Just to avoid emergence of a ‘personality cult’ our constitution makers had after long deliberation selected a Parliamentary form of Government, despite the fact that India is a federal country like the United States and a Presidential System looked a more attractive proposition. Unfortunately, the principal opposition party in the country BJP has decided to go for a Presidential style election campaign. In my opinion it is the duty of every citizen to respect the Constitution and it would have been wrong on the part of the Congress Party to announce a PM candidate disrespecting laid down constitutional process. If Shri Gandhi  was desperate to become PM, he would already be PM, why announce his name. But he has his eyes on larger issues of democracy and public policy making. Leaders can always avoid substantive questions of democracy and resort to rhetoric using Bollywood-Style dialogues of 56 inch chests converting political discourse to a populist soap opera. After a while people will realize that they were cheated by clever marketing, but crucial opportunities to initiate substantive reform would have been lost once again. The focus on personality and the focus on reforming the system are two divergent ideological positions.
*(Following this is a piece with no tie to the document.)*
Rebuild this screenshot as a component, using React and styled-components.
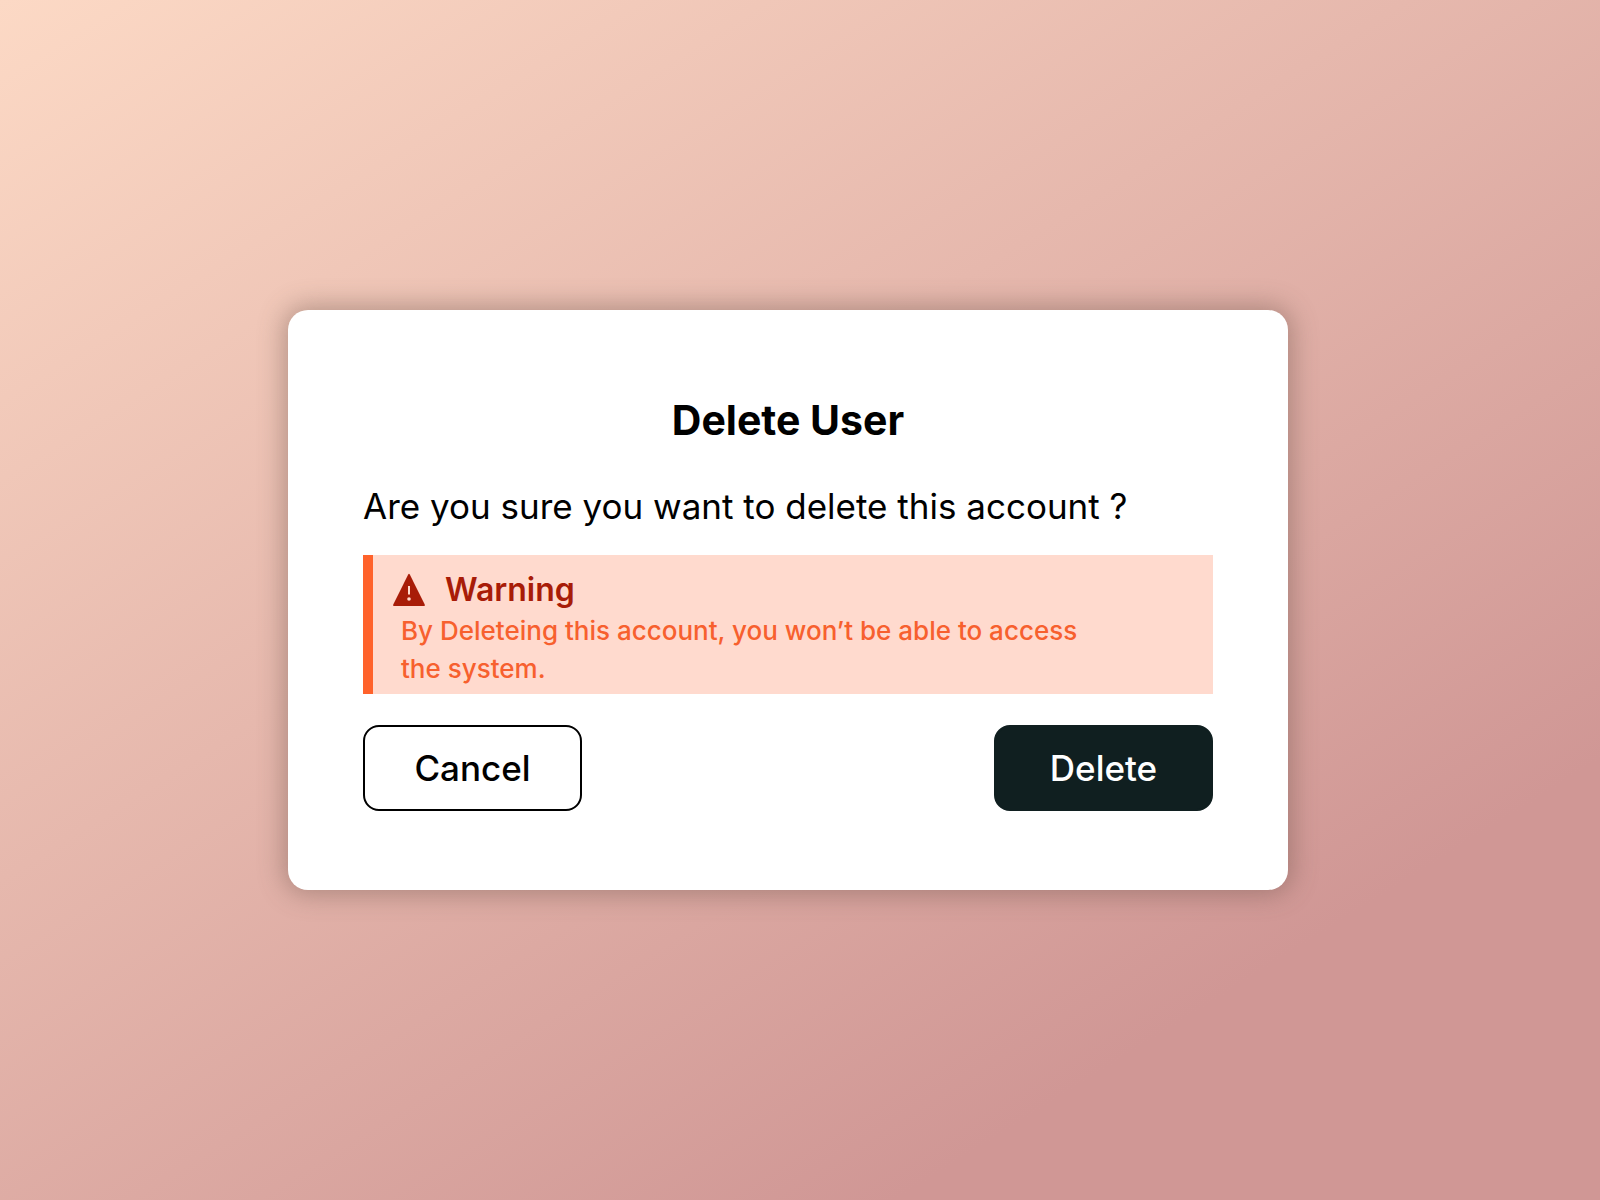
import styled from 'styled-components'
import { createGlobalStyle } from "styled-components"

function App() {
  return (
    <>
      <GlobalStyle />
      <Page>
        <Dialog role="alertdialog" aria-labelledby="dialog-title" aria-describedby="dialog-question">
          <Title id="dialog-title">Delete User</Title>
          <Question id="dialog-question">Are you sure you want to delete this account ?</Question>
          <Warning>
            <WarningHead>
              <WarningIcon />
              <WarningTitle>Warning</WarningTitle>
            </WarningHead>
            <WarningText>By Deleteing this account, you won’t be able to access the system.</WarningText>
          </Warning>
          <Actions>
            <Button type="button">Cancel</Button>
            <DeleteButton type="button">Delete</DeleteButton>
          </Actions>
        </Dialog>
      </Page>
    </>
  );
}

export default App;

function WarningIcon() {
  return (
    <svg width="32" height="34" viewBox="0 0 32 34" aria-hidden="true">
      <path d="M15.2 1.5 Q16 0 16.8 1.5 L31.6 31.2 Q32.4 33 30.6 33 H1.4 Q-0.4 33 0.4 31.2 Z" fill="#a81c08" />
      <path d="M15 13 H17 V21.5 H15 Z" fill="#ffdace" />
      <circle cx="16" cy="26" r="1.8" fill="#ffdace" />
    </svg>
  );
}

// ---------------------------- layout ---------------------------- //

const Page = styled.main`
  display: flex;
  align-items: center;
  justify-content: center;
  min-height: 100vh;
  padding: 24px 24px 24px 0;
  background: linear-gradient(148deg, #fcd9c5 0%, #d09795 80%);
`;

const Dialog = styled.section`
  width: 100%;
  max-width: 1000px;
  padding: 80px 75px 79px;
  border-radius: 20px;
  background-color: white;
  box-shadow: 0 0 26px 4px rgba(100, 76, 66, 0.42);
`;

// ---------------------------- texts ---------------------------- //

const Title = styled.h1`
  font-size: 41px;
  font-weight: 700;
  line-height: 60px;
  text-align: center;
`;

const Question = styled.p`
  margin-top: 32px;
  font-size: 35px;
  line-height: 48px;
`;

// ---------------------------- warning ---------------------------- //

const Warning = styled.div`
  margin-top: 25px;
  padding: 13px 130px 6px 20px;
  border-left: 10px solid #ff622b;
  background-color: #ffdace;
`;

const WarningHead = styled.div`
  display: flex;
  align-items: center;
  gap: 20px;
  margin-bottom: 1px;
`;

const WarningTitle = styled.h2`
  color: #a81c08;
  font-size: 32px;
  font-weight: 600;
  line-height: 43px;
`;

const WarningText = styled.p`
  padding-left: 8px;
  color: #f7602e;
  font-size: 26px;
  font-weight: 500;
  line-height: 38px;
`;

// ---------------------------- buttons ---------------------------- //

const Actions = styled.div`
  display: flex;
  justify-content: space-between;
  margin-top: 31px;
`;

const Button = styled.button`
  width: 219px;
  height: 86px;
  border: 2px solid black;
  border-radius: 16px;
  background-color: white;
  color: black;
  font-family: inherit;
  font-size: 35px;
  font-weight: 500;
  cursor: pointer;
`;

const DeleteButton = styled(Button)`
  border-color: #101f20;
  background-color: #101f20;
  color: white;
`;

const GlobalStyle = createGlobalStyle`
  * {
    padding: 0;
    margin: 0;
    box-sizing: border-box;
  }

  body {
    color: black;
    font-family: Inter, "Open Sans", sans-serif;
  }
`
The Congress and the BJP represent two distinct ideologies and not two individuals or personalities. Shri Gandhi  believes that unless we are able to reform the system, governments will come and go, but the basic unfairness in the system cannot be eradicated. Leaders will promise many things to the people, but after a while the basic unfairness will catch up, system will be unable to deliver and ultimately in frustration people will reject one set of leaders in favour of another, but not before feeling disillusioned and cheated once again.